* [INFORMATION PROVIDED]
________________
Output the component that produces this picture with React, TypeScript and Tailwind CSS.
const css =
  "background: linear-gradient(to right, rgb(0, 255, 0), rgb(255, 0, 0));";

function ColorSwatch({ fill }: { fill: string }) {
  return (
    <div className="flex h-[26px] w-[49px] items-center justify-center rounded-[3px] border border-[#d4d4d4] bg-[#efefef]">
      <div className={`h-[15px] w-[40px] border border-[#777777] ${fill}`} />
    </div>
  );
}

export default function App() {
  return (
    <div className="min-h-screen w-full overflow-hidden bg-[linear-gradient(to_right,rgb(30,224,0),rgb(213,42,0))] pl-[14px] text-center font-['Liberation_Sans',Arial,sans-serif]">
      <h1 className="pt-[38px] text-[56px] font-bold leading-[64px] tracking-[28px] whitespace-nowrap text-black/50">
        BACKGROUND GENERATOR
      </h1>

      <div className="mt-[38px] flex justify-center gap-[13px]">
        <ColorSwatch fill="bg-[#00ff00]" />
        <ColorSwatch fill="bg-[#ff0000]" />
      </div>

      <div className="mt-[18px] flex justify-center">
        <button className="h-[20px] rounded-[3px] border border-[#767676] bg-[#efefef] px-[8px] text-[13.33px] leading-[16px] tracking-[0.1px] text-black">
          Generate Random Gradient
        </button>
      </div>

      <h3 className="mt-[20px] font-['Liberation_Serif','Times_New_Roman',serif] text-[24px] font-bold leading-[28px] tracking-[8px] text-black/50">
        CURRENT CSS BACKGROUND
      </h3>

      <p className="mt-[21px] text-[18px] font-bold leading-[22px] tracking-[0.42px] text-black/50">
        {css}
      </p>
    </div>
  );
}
________________
Restate the whole listing exactly.

Output the component that produces this picture with React, TypeScript and Tailwind CSS.
const css =
  "background: linear-gradient(to right, rgb(0, 255, 0), rgb(255, 0, 0));";

function ColorSwatch({ fill }: { fill: string }) {
  return (
    <div className="flex h-[26px] w-[49px] items-center justify-center rounded-[3px] border border-[#d4d4d4] bg-[#efefef]">
      <div className={`h-[15px] w-[40px] border border-[#777777] ${fill}`} />
    </div>
  );
}

export default function App() {
  return (
    <div className="min-h-screen w-full overflow-hidden bg-[linear-gradient(to_right,rgb(30,224,0),rgb(213,42,0))] pl-[14px] text-center font-['Liberation_Sans',Arial,sans-serif]">
      <h1 className="pt-[38px] text-[56px] font-bold leading-[64px] tracking-[28px] whitespace-nowrap text-black/50">
        BACKGROUND GENERATOR
      </h1>

      <div className="mt-[38px] flex justify-center gap-[13px]">
        <ColorSwatch fill="bg-[#00ff00]" />
        <ColorSwatch fill="bg-[#ff0000]" />
      </div>

      <div className="mt-[18px] flex justify-center">
        <button className="h-[20px] rounded-[3px] border border-[#767676] bg-[#efefef] px-[8px] text-[13.33px] leading-[16px] tracking-[0.1px] text-black">
          Generate Random Gradient
        </button>
      </div>

      <h3 className="mt-[20px] font-['Liberation_Serif','Times_New_Roman',serif] text-[24px] font-bold leading-[28px] tracking-[8px] text-black/50">
        CURRENT CSS BACKGROUND
      </h3>

      <p className="mt-[21px] text-[18px] font-bold leading-[22px] tracking-[0.42px] text-black/50">
        {css}
      </p>
    </div>
  );
}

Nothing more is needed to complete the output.